India had warned Sri Lanka about Easter bombings in advance on the basis of raids on ISIS modules in India

Several reports have come into the forefront which confirms that the Indian authorities had passed clear intel to Sri Lanka regarding the dastardly coordinated blasts at churches and hotels on the Easter Sunday in Sri Lanka, leaving 253 people dead and several hundred injured.

The NIA had procured several videos featuring Zahran Hashim, one of the nine suicide bombers involved in the blast, in the electronic devices of the seven alleged ISIS activists arrested in September last year in Coimbatore. NIA had conducted raids in several places last year in the case of an alleged plot to kill Hindu outfit leaders by ISIS-inspired terrorists. These ISIS activists were allegedly radicalised by Hashim on his visit to India. They had plotted to kill several Hindu leaders, including Hindu Makkal Katchi chief Arjun Sampath and Hindu Munnani leader Mookambikai Mani.

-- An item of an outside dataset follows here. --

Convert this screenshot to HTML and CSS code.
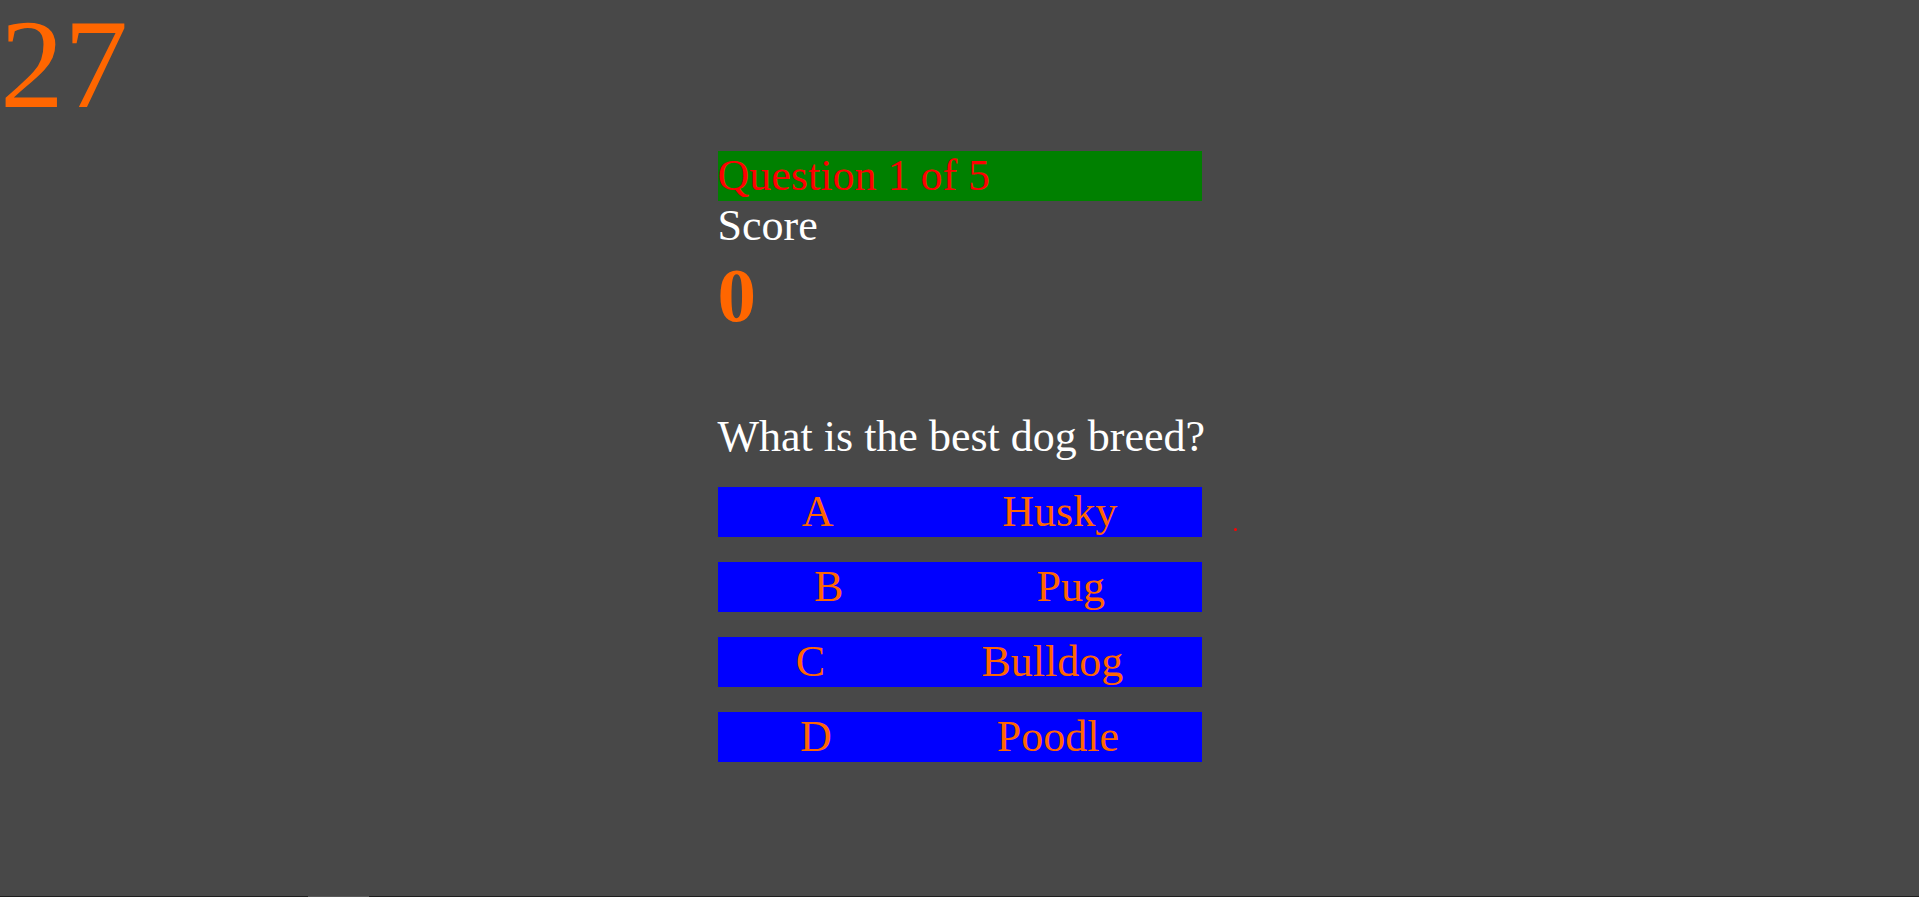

On the basis of these videos, the Indian Authorities identified Hashim as the leader of National Thowheed Jamaath (NTJ) and led investigators to believe Hashim was planning “something big” in Sri Lanka. On the basis of this information from NIA, Indian authorities alerted their Sri Lankan counterparts on April 4 about possible attacks.

Indian investigators have found Hashim visited Malappuram in Kerala and Coimbatore, Tiruchirappalli, Tirunelveli, Vellore and Nagapattinam in Tamil Nadu. He is also suspected to have been involved in a smuggling racket between Ramanathapuram on India’s eastern coast and Kalpitiya on the north-western coast of Sri Lanka.

In fact, Hashim had headed the National Thowheeth Jama’ath, a group which took the responsibility of the Sri Lankan attack.

Security forces first identified Hashim in the video circulated by Islamic State claiming to be responsible for the attacks. He was seen leading a group of seven men in an oath of allegiance to the IS chief.

Following this, the security forces have been on a desperate hunt for the 40-year-old prime suspect. Later the President of Sri Lanka, Maithripala Sirisena, confirmed to the media that Zahran Hashim, the Islamist extremist wanted for the Easter bombings in Sri Lanka was killed during the attack at Hotel Shangri-La. The terror leader himself became a suicide bomber to target the hotel.

Local Muslim leaders had, however, confirmed that they had reported against Hashim on several occasions earlier for his extremist views and behaviour, yet no action had been taken against him.

Along with Hashim, the intelligence reports have also revealed that another Sri Lanka bomber, Mohammad Mubarak Azaan, visited India twice in 2017.

Terrorists carried out eight coordinated blasts in Sri Lanka last week detonating explosives especially targetting children, taking the death count to 253 people. While several foreigners were killed in the attacks, Sri Lanka’s minority Christian community was the primary target and suffered tremendously given how crowded the churches were for Easter Mass and the hotels for holiday brunches.

Following the blasts, the Prime Minister of Srilanka had admitted that they had been warned about possible attacks by an Islamist terrorist group. PM Wickremesinghe stated that despite the warning by intelligence agencies, Sri Lanka ‘failed’ to take adequate measures.

The Sri Lankan police have been conducting anti-terror operations after Islamist terror group National Thowheed Jama’ath claimed responsibility for blasts. In a nationwide address, President Maithripala Sirisena revealed that police had arrested around 70 individuals in connection with jihadist activity since the Easter Sunday bombings.

Police in Sri Lanka conducted a series of raids Friday on suspected terrorists and recovered a stockpile of 47 swords alongside counterfeit military uniforms, a suicide bomber jacket, and machetes in one mosque in Colombo’s suburb of Slave Island. In another incident, 15 people died after terrorists detonated their suicide vests when police raided their home. The dead included six children and three women, and the terrorists exchanged gunfire with police before detonating their bombs.